A chill in the air, low-light conditions and even magnetic fields may trigger feelings that a presence is in a room - but that is all they are; feelings.
Hundreds of volunteers were led by researchers around two of the UK's supposedly most haunted locations - Hampton Court Palace, England, and the South Bridge Vaults in Edinburgh, Scotland.
According to the study, the haunting feelings exist but the ghosts do not - do you agree? Have you ever had any unusual, inexplicable experiences? Do you believe in ghosts?
This debate is now closed. Read a selection of your comments below.

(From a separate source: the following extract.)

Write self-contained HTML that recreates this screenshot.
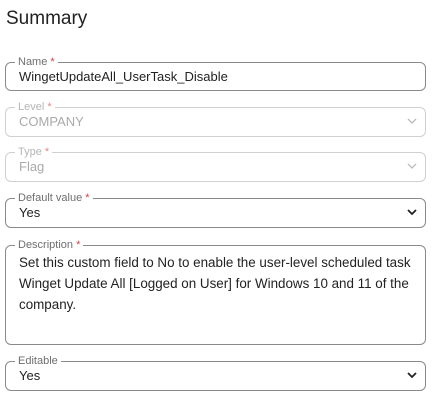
<!DOCTYPE html>
<html><head><style>
body{margin:0;width:437px;height:402px;background:#fff;font-family:"Liberation Sans",Arial,sans-serif;position:relative;overflow:hidden}
h1{position:absolute;left:6px;top:8px;margin:0;font-size:19px;font-weight:normal;color:#222}
.f{position:absolute;left:5px;width:421px;border:1px solid #8a8a8a;border-radius:6px;box-sizing:border-box}
.f.d{border-color:#d0d0d0}
.lb{position:absolute;left:9px;top:-7px;background:#fff;padding:0 3px;font-size:11px;line-height:12px;color:#6e6e6e}
.d .lb{color:#b5b5b5}
.lb i{font-style:normal;color:#d04545}
.d .lb i{color:#e08a8a}
.v{position:absolute;left:13px;top:6px;font-size:13px;color:#222;line-height:16px}
.d .v{color:#aaa}
.ch{position:absolute;right:8px;top:9px}
.ta{position:absolute;left:13px;top:6px;right:6px;font-size:13.4px;line-height:21px;color:#222}
</style></head><body>
<h1>Summary</h1>
<div class="f" style="top:62px;height:29px"><span class="lb">Name <i>*</i></span><span class="v">WingetUpdateAll_UserTask_Disable</span></div>
<div class="f d" style="top:107px;height:30px"><span class="lb">Level <i>*</i></span><span class="v">COMPANY</span><svg class="ch" width="10" height="8" viewBox="0 0 10 8"><path d="M1 2l4 4 4-4" stroke="#bbb" stroke-width="1.3" fill="none"/></svg></div>
<div class="f d" style="top:152px;height:30px"><span class="lb">Type <i>*</i></span><span class="v">Flag</span><svg class="ch" width="10" height="8" viewBox="0 0 10 8"><path d="M1 2l4 4 4-4" stroke="#bbb" stroke-width="1.3" fill="none"/></svg></div>
<div class="f" style="top:198px;height:30px"><span class="lb">Default value <i>*</i></span><span class="v">Yes</span><svg class="ch" width="10" height="8" viewBox="0 0 10 8"><path d="M1 2l4 4 4-4" stroke="#222" stroke-width="1.8" fill="none"/></svg></div>
<div class="f" style="top:245px;height:100px"><span class="lb">Description <i>*</i></span><div class="ta">Set this custom field to No to enable the user-level scheduled task Winget Update All [Logged on User] for Windows 10 and 11 of the company.</div></div>
<div class="f" style="top:361px;height:30px"><span class="lb">Editable</span><span class="v">Yes</span><svg class="ch" width="10" height="8" viewBox="0 0 10 8"><path d="M1 2l4 4 4-4" stroke="#222" stroke-width="1.8" fill="none"/></svg></div>
</body></html>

The following comments reflect the balance of views we have received:
The brain and the mind are one. No brain - no mind - no ghost. How do I know? Ever had a general anaesthetic? When sensory input to the brain goes then so does the mind. Does anyone really think that the mind can be knocked out by anaesthetic but can survive death? I don't think so.

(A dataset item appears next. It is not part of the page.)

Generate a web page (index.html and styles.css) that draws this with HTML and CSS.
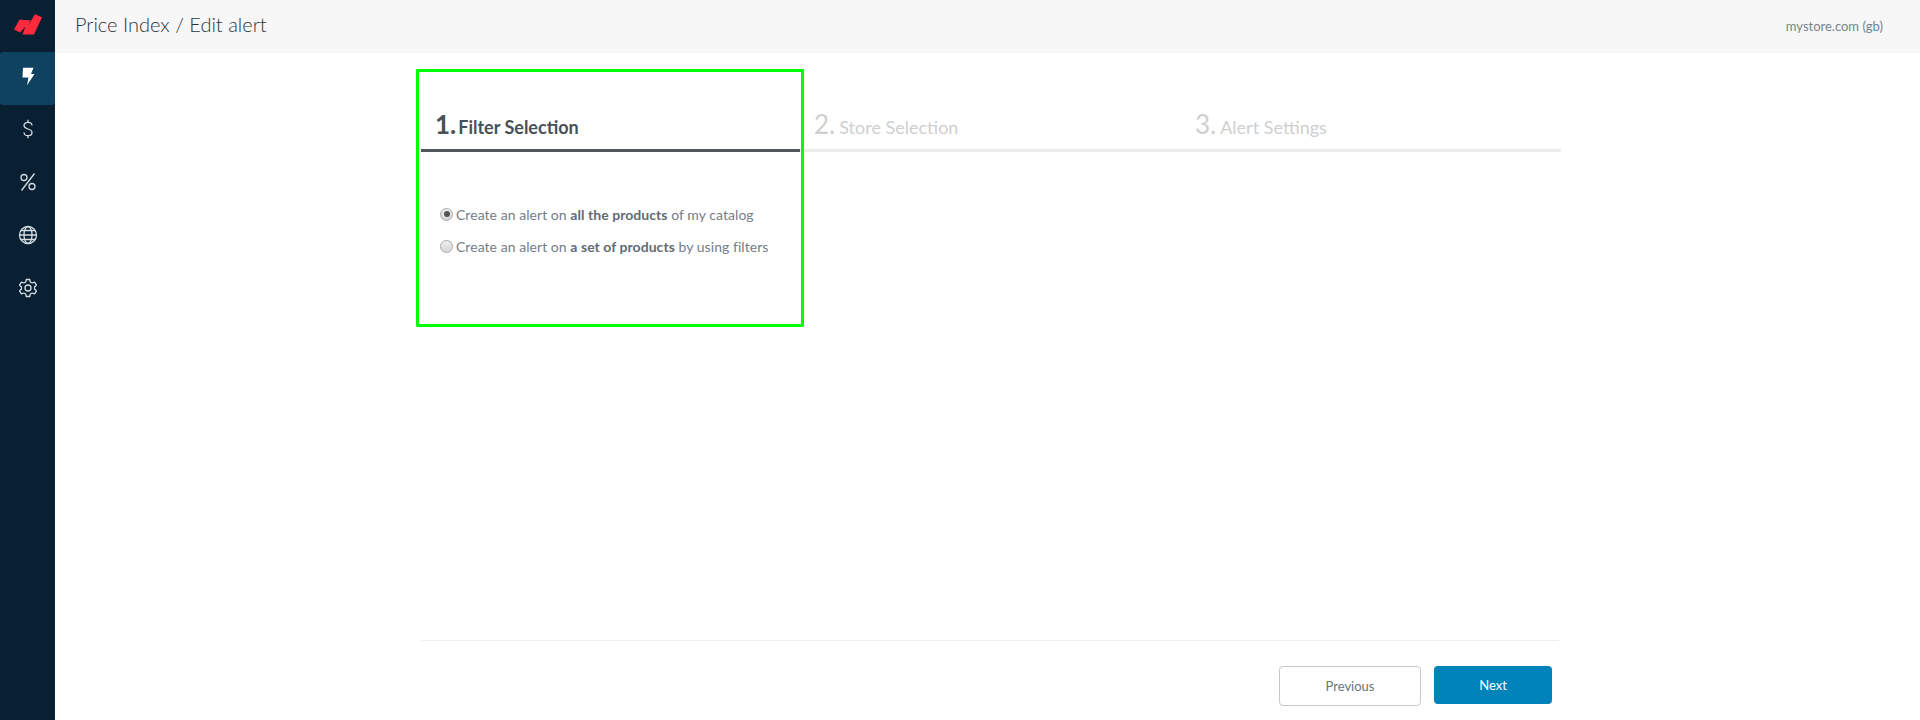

I lived in a haunted house for 8 yrs. I KNOW ghosts exist. Psychologists run around in such tight circles, I doubt they have even noticed the real world outside!
Tracey Luther, UK
It is sad that some people think everything is bound within our minds. To me that is a self inflicted prison sentence!
Amber Robinson, England
I do exist. How else would I be writing this to you?
King Edward I,
I've had a couple of experiences that I can't explain but I daresay a scientist would thoroughly rubbish them. I don't believe in 'ghosts' but have had two occasions when friends have died and visited me afterwards. One was very excited, shaking my shoulder and saying "Tell Mick, it's all true" (he was a confirmed atheist). Then a friend who'd died the night before came to comfort me. I could 'feel' his presence and the love that came from him was the most wonderful feeling I have ever felt in my life. I asked him what it was like dying and he communicated that it was a little like giving birth, a struggle, then amnesia sets in so you forget. He seemed excited and very happy, so I became happy for him. Obviously, there's a lot more to it than that but that is the basic outline.
Angela Gelston, England
Two friends of mine purchased a property in the US. They soon discovered that whilst playing Elvis CDs, particular songs would be repeatedly played on their stereo, even if the player wasn't set to repeat. The volume would also go up considerably. If the CD in the stereo was Elvis, the Elvis CDs would fly across the room. I witnessed this myself. One of the housemates actually saw a woman, dressed up in clothing from the '50s, coming down the staircase. They did a search on the house and its former occupants and found out that a woman had died in the house in the 1950's. Can someone please explain to me how this is happening if there is no such thing as ghosts? After all, cold air doesn't cause a CD to fly 4 feet above the ground and 12 feet across a room in full view of all the house occupants!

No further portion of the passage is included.